Nicolas Bouchaud et Adama Diop, deux monstres de scène. (photos Jean-Louis Fernandez)

 » Le traître apparaît paradoxalement souvent plus sympathique. On verra avec le public si ce sera le cas avec Iago ! »

adama diop

Ce sont des personnages hantés ?

Oui, mais ce qui est intéressant avec Othello, c’est qu’il ne l’est pas au départ. Il y a même une forme d’accomplissement pour lui à être aimé par Desdémone, cette femme de ce rang-là dans ce pays-là. Mais peu à peu, il va se laisser contaminer par la jalousie de Iago et sa hantise à lui, comme on peut être plus fasciné par le criminel plus que par les victimes dans un fait divers par exemple. C’est terrible mais c’est très humain. C’est cette part sombre de notre humanité que Shakespeare parvient à toucher. Et il y a fort à parier que dans la pièce, Iago apparaisse plus sympathique qu’Othello, alors qu’il est le traître… Mais on verra avec le public !

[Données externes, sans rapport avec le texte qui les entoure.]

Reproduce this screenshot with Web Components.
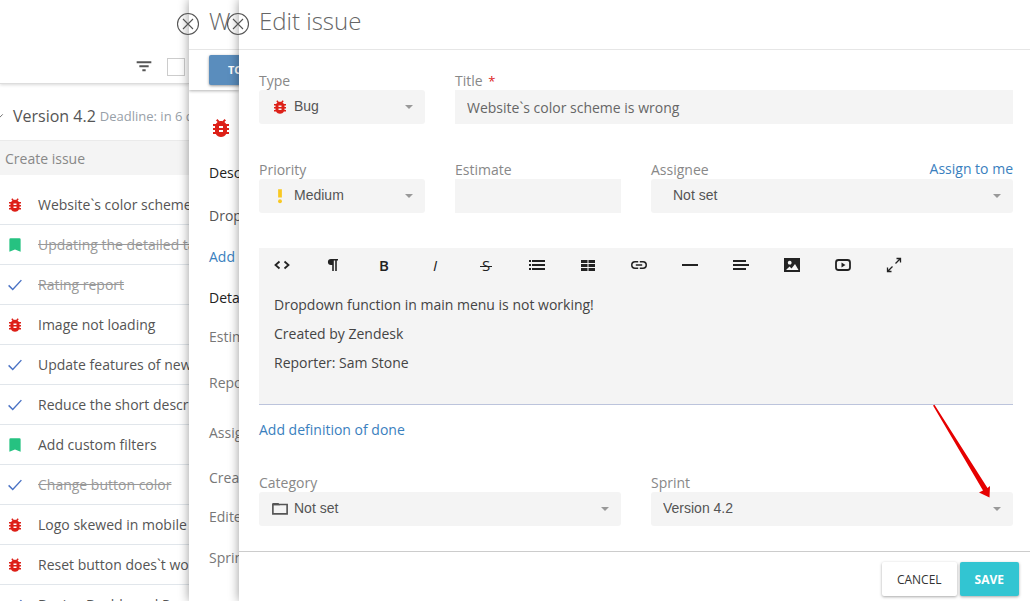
<!DOCTYPE html>
<html lang="en">
<head>
<meta charset="utf-8">
<title>Edit issue</title>
<style>
  html, body { margin: 0; height: 100%; }
  body { font: 14px/20px "Open Sans", sans-serif; color: #555; background: #fff; overflow: hidden; }
</style>
</head>
<body>
<issue-app></issue-app>

<script>
const ICONS = {
  bug: '<path d="M14,12H10V10H14M14,16H10V14H14M20,8H17.19C16.74,7.22 16.12,6.55 15.37,6.04L17,4.41L15.59,3L13.42,5.17C12.96,5.06 12.5,5 12,5C11.5,5 11.04,5.06 10.59,5.17L8.41,3L7,4.41L8.62,6.04C7.88,6.55 7.26,7.22 6.81,8H4V10H6.09C6.04,10.33 6,10.66 6,11V12H4V14H6V15C6,15.34 6.04,15.67 6.09,16H4V18H6.81C7.85,19.79 9.78,21 12,21C14.22,21 16.15,19.79 17.19,18H20V16H17.91C17.96,15.67 18,15.34 18,15V14H20V12H18V11C18,10.66 17.96,10.33 17.91,10H20V8Z"/>',
  story: '<path d="M6 3h12a1.5 1.5 0 0 1 1.5 1.5V21L12 18 4.5 21V4.5A1.5 1.5 0 0 1 6 3z"/>',
  task: '<path d="M3.5 12.5L9 18 20.5 5.5" fill="none" stroke="currentColor" stroke-width="1.900"/>',
  medium: '<path d="M9.500 3h5v11h-5z"/><circle cx="12" cy="19" r="2.600"/>',
  folder: '<path d="M2.500 6h19v12.500h-19z" fill="none" stroke="currentColor" stroke-width="2.200"/><path d="M2 4h8l2 3H2z"/>',
  filter: '<path d="M1 5h22v3H1zM5 11h14v3H5zM9.500 17h5v3h-5z"/>',
  chevron: '<path d="M4 9l8 8 9-9" fill="none" stroke="currentColor" stroke-width="2"/>',
  code: '<path d="M9.500 8.500L5.500 12l4 3.500M14.500 8.500l4 3.500-4 3.500" fill="none" stroke="currentColor" stroke-width="1.800"/>',
  paragraph: '<path d="M10 6h7v1.500h-1.200V18h-1.600V7.500h-1.400V18h-1.600v-6H10A3.100 3 0 0 1 10 6z"/>',
  list: '<path d="M4 7h2v2H4zM4 11h2v2H4zM4 15h2v2H4zM7 7h13v2H7zM7 11h13v2H7zM7 15h13v2H7z"/>',
  table: '<path d="M5 7h6.500v3H5zM12.500 7H19v3h-6.500zM5 11h6.500v3H5zM12.500 11H19v3h-6.500zM5 15h6.500v3H5zM12.500 15H19v3h-6.500z"/>',
  link: '<path transform="translate(2.400 2.400) scale(.8)" d="M3.900,12C3.900,10.290 5.290,8.900 7,8.900H11V7H7A5,5 0 0,0 2,12A5,5 0 0,0 7,17H11V15.100H7C5.290,15.100 3.900,13.710 3.900,12M8,13H16V11H8V13M17,7H13V8.900H17C18.710,8.900 20.100,10.290 20.100,12C20.100,13.710 18.710,15.100 17,15.100H13V17H17A5,5 0 0,0 22,12A5,5 0 0,0 17,7Z"/>',
  rule: '<path d="M4 11h16v2H4z"/>',
  align: '<path d="M4 7h13v2H4zM4 11h16v2H4zM4 15h13v2H4z"/>',
  image: '<path fill-rule="evenodd" d="M4 5h16v14H4zM6 17h12.500l-3.500-6-3.500 4.500L9.500 13.500zM9.700 7.800a1.900 1.900 0 1 0 .01 0z"/>',
  video: '<rect x="5" y="7" width="14" height="10" rx="2.500" fill="none" stroke="currentColor" stroke-width="1.800"/><path d="M10.500 9.500l4 2.500-4 2.500z"/>',
  expand: '<path d="M14.500 5.500h4v4M18.500 5.500l-5 5M9.500 18.500h-4v-4M5.500 18.500l5-5" fill="none" stroke="currentColor" stroke-width="1.300"/>',
  close: '<circle cx="12" cy="12" r="10.500" fill="none" stroke="currentColor" stroke-width="1.100"/><path d="M7 7l10 10M17 7L7 17" fill="none" stroke="currentColor" stroke-width="1.100"/>'
};
const COLORS = { bug: '#dd2018', story: '#26c281', task: '#4a72c4', medium: '#f8c822' };

const RESET = `
  * { box-sizing: border-box; }
  p, h1, h2 { margin: 0; font-weight: 400; }
  a { color: #3a80be; text-decoration: none; }
  button { border: 0; padding: 0; background: none; font: inherit; color: inherit; cursor: pointer; }
`;

/* Base: renders its template() once into an open shadow root. */
class Base extends HTMLElement {
  connectedCallback() {
    if (this.shadowRoot) return;
    const t = document.createElement('template');
    t.innerHTML = '<style>' + RESET + '</style>' + this.template();
    this.attachShadow({ mode: 'open' }).append(t.content.cloneNode(true));
  }
  attr(name, fallback = '') { return this.getAttribute(name) ?? fallback; }
}

customElements.define('ui-icon', class extends Base {
  template() {
    const n = this.attr('name'), s = this.attr('size', '24');
    return `<style>
      :host { display: inline-block; flex: none; width: ${s}px; height: ${s}px; ${COLORS[n] ? `color: ${COLORS[n]};` : ''} }
      svg { display: block; width: 100%; height: 100%; fill: currentColor; }
    </style><svg viewBox="0 0 24 24" aria-hidden="true">${ICONS[n]}</svg>`;
  }
});

customElements.define('issue-row', class extends Base {
  template() {
    return `<style>
      :host { display: flex; align-items: center; gap: 14px; height: 40px; padding-left: 6px;
              border-bottom: 1px solid #e1e6eb; white-space: nowrap; color: #555; }
      :host([done]) span { text-decoration: line-through; color: #999; }
    </style><ui-icon name="${this.attr('type')}" size="18"></ui-icon><span><slot></slot></span>`;
  }
});

customElements.define('issue-board', class extends Base {
  template() {
    return `<style>
      :host { display: block; overflow: hidden; white-space: nowrap; }
      header { display: flex; align-items: flex-end; justify-content: flex-end; gap: 15px; height: 84px;
               padding: 0 4px 7px 0; border-bottom: 1px solid #ddd; box-shadow: 0 1px 3px rgba(0,0,0,.15); color: #555; }
      header button { display: flex; padding-bottom: 2px; }
      header input { appearance: none; width: 18px; height: 18px; margin: 0; border: 1px solid #ccc; background: #fff; }
      h2 { display: flex; align-items: center; gap: 4px; height: 56px; padding-top: 8px; font-size: 16px; }
      h2 small { font-size: 13px; color: #98a0a8; }
      h2 ui-icon { margin-left: -6px; margin-right: 5px; }
      input.create { display: block; width: 100%; height: 35px; margin-bottom: 10px; padding: 0 5px;
              border: 0; border-top: 1px solid #eaeaea; background: #f4f4f4; font: inherit; color: #888; }
      input.create::placeholder { color: #888; opacity: 1; }
    </style>
    <header>
      <button aria-label="Filter"><ui-icon name="filter" size="16"></ui-icon></button>
      <input type="checkbox" aria-label="Select all">
    </header>
    <h2><ui-icon name="chevron" size="10"></ui-icon>Version 4.2 <small>Deadline: in 6 days</small></h2>
    <input class="create" aria-label="Create issue" placeholder="Create issue">
    <issue-row type="bug">Website\`s color scheme</issue-row>
    <issue-row type="story" done>Updating the detailed task</issue-row>
    <issue-row type="task" done>Rating report</issue-row>
    <issue-row type="bug">Image not loading</issue-row>
    <issue-row type="task">Update features of new</issue-row>
    <issue-row type="task">Reduce the short descr</issue-row>
    <issue-row type="story">Add custom filters</issue-row>
    <issue-row type="task" done>Change button color</issue-row>
    <issue-row type="bug">Logo skewed in mobile</issue-row>
    <issue-row type="bug">Reset button does\`t wo</issue-row>
    <issue-row type="task">Design Dashboard P</issue-row>`;
  }
});

customElements.define('side-sheet', class extends Base {
  template() {
    return `<style>
      :host { display: block; position: relative; min-width: 0; height: 100%; background: #fff;
              box-shadow: 0 0 10px rgba(0,0,0,.4); }
      .clip { display: flex; flex-direction: column; height: 100%; overflow: hidden; }
      h1 { flex: none; height: 50px; padding: 4px 20px 0; border-bottom: 1px solid #e6e6e6;
           font-size: 24px; font-weight: 300; line-height: 34px; color: #666; white-space: nowrap; }
      .body { flex: 1; min-height: 0; overflow: hidden; }
      .close { position: absolute; left: -13px; top: 12px; display: flex; border-radius: 50%; color: #555; z-index: 1; }
    </style>
    <div class="clip">
      <h1>${this.attr('heading')}</h1>
      <div class="body"><slot></slot></div>
      <slot name="footer"></slot>
    </div>
    <button class="close" aria-label="Close"><ui-icon name="close" size="24"></ui-icon></button>`;
  }
});

customElements.define('issue-details', class extends Base {
  template() {
    return `<style>
      :host { display: block; white-space: nowrap; }
      .bar { padding: 5px 20px; box-shadow: 0 1px 3px rgba(0,0,0,.3); }
      .bar button { height: 30px; padding: 0 19px; border-radius: 2px; background: #5a8dbd; color: #fff;
                    font-size: 11px; font-weight: 700; box-shadow: 0 1px 3px rgba(0,0,0,.4); }
      .content { display: flex; flex-direction: column; align-items: flex-start; padding: 26px 20px; }
      h2 { margin-top: 21px; font-size: 14px; font-weight: 500; color: #222; }
      ui-icon + h2, p { margin-top: 23px; }
      a { margin-top: 21px; }
      dl { margin: 19px 0 0; display: grid; row-gap: 26px; color: #777; }
      dl.people { margin-top: 30px; row-gap: 25px; }
      dl.planning { row-gap: 21px; }
    </style>
    <div class="bar"><button>TO DO</button></div>
    <div class="content">
      <ui-icon name="bug" size="24"></ui-icon>
      <h2>Description</h2>
      <p>Dropdown</p>
      <a href="#">Add</a>
      <h2>Details</h2>
      <dl><dt>Estimate</dt><dt>Reporter</dt></dl>
      <dl class="people"><dt>Assignee</dt><dt>Created</dt></dl>
      <dl class="planning"><dt>Edited</dt><dt>Sprint</dt></dl>
    </div>`;
  }
});

const FIELD = `
  :host { display: block; position: relative; min-width: 0; }
  label { display: block; height: 20px; padding-top: 1px; color: #888; white-space: nowrap; }
`;

customElements.define('text-field', class extends Base {
  template() {
    return `<style>${FIELD}
      label b { margin-left: 2px; color: #d22; font-size: 13px; font-weight: 400; }
      input { display: block; width: 100%; height: 34px; padding: 1px 12px 0; border: 0; border-radius: 0; background: #f4f4f4;
              font: inherit; color: #666; }
    </style>
    <label for="c">${this.attr('label')}${this.hasAttribute('required') ? ' <b>*</b>' : ''}</label>
    <input id="c" value="${this.attr('value')}">`;
  }
});

customElements.define('select-field', class extends Base {
  template() {
    const icon = this.attr('icon');
    return `<style>${FIELD}
      .box { display: grid; grid-template-columns: 12px 18px 1fr 20px; align-items: center; height: 34px;
             border-radius: 3px; background: #f4f4f4; color: #555; }
      select { grid-area: 1 / 1 / 2 / -1; width: 100%; height: 34px; appearance: none; border: 0; border-radius: 3px;
               padding: 0 24px 2px ${icon ? 35 : this.attr('indent', '12')}px; background: none;
               font: 14px "Liberation Sans", sans-serif; color: #555; cursor: pointer; }
      ui-icon { grid-area: 1 / 2; pointer-events: none; }
      i { grid-area: 1 / 4; width: 8px; height: 4px; background: #999; clip-path: polygon(0 0, 100% 0, 50% 100%); pointer-events: none; }
    </style>
    <label for="c">${this.attr('label')}</label>
    <div class="box">
      <select id="c"><option>${this.attr('value')}</option></select>
      ${icon ? `<ui-icon name="${icon}" size="18"></ui-icon>` : ''}
      <i></i>
    </div>
    <slot></slot>`;
  }
});

customElements.define('rich-editor', class extends Base {
  template() {
    const tool = (label, body) => `<button aria-label="${label}">${body}</button>`;
    const icon = n => `<ui-icon name="${n}" size="24"></ui-icon>`;
    return `<style>
      :host { display: block; border-bottom: 1px solid #bcc4dc; background: #f4f4f4; color: #444; }
      .tools { display: flex; gap: 5px; height: 34px; color: #222; }
      button { display: grid; place-items: center; width: 46px; font-size: 15px; }
      .b { font-weight: 600; }
      .i { font-style: italic; }
      .s { padding: 0 2px; background: linear-gradient(#222, #222) 0 11px / 100% 1px no-repeat; }
      .text { display: grid; gap: 10px; padding: 13px 15px 32px; line-height: 19px; outline: 0; }
    </style>
    <div class="tools" role="toolbar" aria-label="Formatting">
      ${tool('HTML', icon('code'))}${tool('Formatting', icon('paragraph'))}
      ${tool('Bold', '<span class="b">B</span>')}${tool('Italic', '<span class="i">I</span>')}
      ${tool('Strikethrough', '<span class="s">S</span>')}
      ${tool('Lists', icon('list'))}${tool('Table', icon('table'))}${tool('Link', icon('link'))}
      ${tool('Horizontal rule', icon('rule'))}${tool('Align', icon('align'))}${tool('Image', icon('image'))}
      ${tool('Video', icon('video'))}${tool('Fullscreen', icon('expand'))}
    </div>
    <div class="text" contenteditable="true" role="textbox" aria-multiline="true" aria-label="Description">
      <p>Dropdown function in main menu is not working!</p>
      <p>Created by Zendesk</p>
      <p>Reporter: Sam Stone</p>
    </div>`;
  }
});

customElements.define('issue-form', class extends Base {
  template() {
    return `<style>
      :host { display: block; padding: 20px 17px 25px 20px; }
      .grid { display: grid; grid-template-columns: repeat(4, minmax(0, 1fr)); column-gap: 30px; row-gap: 35px; }
      .w2 { grid-column: span 2; }
      .w3 { grid-column: span 3; }
      .w4 { grid-column: span 4; }
      .assign { position: absolute; right: 0; top: 0; }
      .done { display: block; margin: 15px 0 32px; width: fit-content; }
      .arrow { position: absolute; right: 22px; top: -68px; width: 60px; height: 96px; fill: #e60000; pointer-events: none; }
    </style>
    <div class="grid">
      <select-field label="Type" value="Bug" icon="bug"></select-field>
      <text-field class="w3" label="Title" value="Website\`s color scheme is wrong" required></text-field>
      <select-field label="Priority" value="Medium" icon="medium"></select-field>
      <text-field label="Estimate"></text-field>
      <select-field class="w2" label="Assignee" value="Not set" indent="22"><a class="assign" href="#">Assign to me</a></select-field>
      <rich-editor class="w4"></rich-editor>
    </div>
    <a class="done" href="#">Add definition of done</a>
    <div class="grid">
      <select-field class="w2" label="Category" value="Not set" icon="folder"></select-field>
      <select-field class="w2" label="Sprint" value="Version 4.2">
        <svg class="arrow" viewBox="0 0 60 96" aria-hidden="true"><path d="M2 1.500L3.500 .7 56.500 84 59 82 58.500 93.500 48 88.500 52 86.500z"/></svg>
      </select-field>
    </div>`;
  }
});

customElements.define('form-actions', class extends Base {
  template() {
    return `<style>
      :host { flex: none; display: flex; justify-content: flex-end; gap: 3px; padding: 10px 11px 5px; border-top: 1px solid #ccc; }
      button { height: 34px; padding: 1px 15px 0; border-radius: 2px; font-size: 12px; background: #fff; color: #333;
               box-shadow: 0 1px 3px rgba(0,0,0,.35); }
      .save { background: #32c5d2; color: #fff; font-weight: 700; }
    </style>
    <button>CANCEL</button><button class="save">SAVE</button>`;
  }
});

customElements.define('issue-app', class extends Base {
  template() {
    return `<style>
      :host { display: grid; grid-template-columns: 189px 50px minmax(0, 1fr); grid-template-rows: 100vh; overflow: hidden; }
    </style>
    <issue-board></issue-board>
    <side-sheet heading="W"><issue-details></issue-details></side-sheet>
    <side-sheet heading="Edit issue"><issue-form></issue-form><form-actions slot="footer"></form-actions></side-sheet>`;
  }
});
</script>
</body>
</html>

Vous dégagez pourtant un naturel décomplexé sur scène, même pour jouer des monstres…

Sinon je serais incapable d’y aller ! Ce sont des rôles tellement mythiques, traversés par des acteurs extraordinaires, qu’il n’y pas d’autre voie que d’y aller en le faisant de la façon la plus simple. La scénographie, les costumes, la lumière, c’est très important, ça nous aide beaucoup, mais la vision globale se dessine à la fin, elle ne m’appartient pas.

Je dois d’abord exister avec les mots et les gens autour de moi. Je pense à ce que je dis, là où je suis et avec qui je suis, situation après situation. Je ne pense même pas au rôle. Et quand je sors, c’est fini, je coupe ! Sinon je ne pourrai jamais jouer quelqu’un qui tue la femme qu’il aime le plus au monde, c’est très perturbant. En revanche, je reste très vigilant sur l’hygiène de vie, le côté sportif, pour être prêt physiquement. »


Othello de William Shakespeare. Mise en scène Jean-François Sivadier, avec Adama Diop, Nicolas Bouchaud, Emilie Lehuraux… Du jeudi 26 janvier au samedi 4 février à 19h (dim 15h30) au TNP à Villeurbanne, grande salle Roger Planchon. De 12 à 25 €. Puis du mercredi 1er au samedi 4 mars à 19h( sam 17h) à La Comédie de Saint-Etienne. De 5 à 23 €.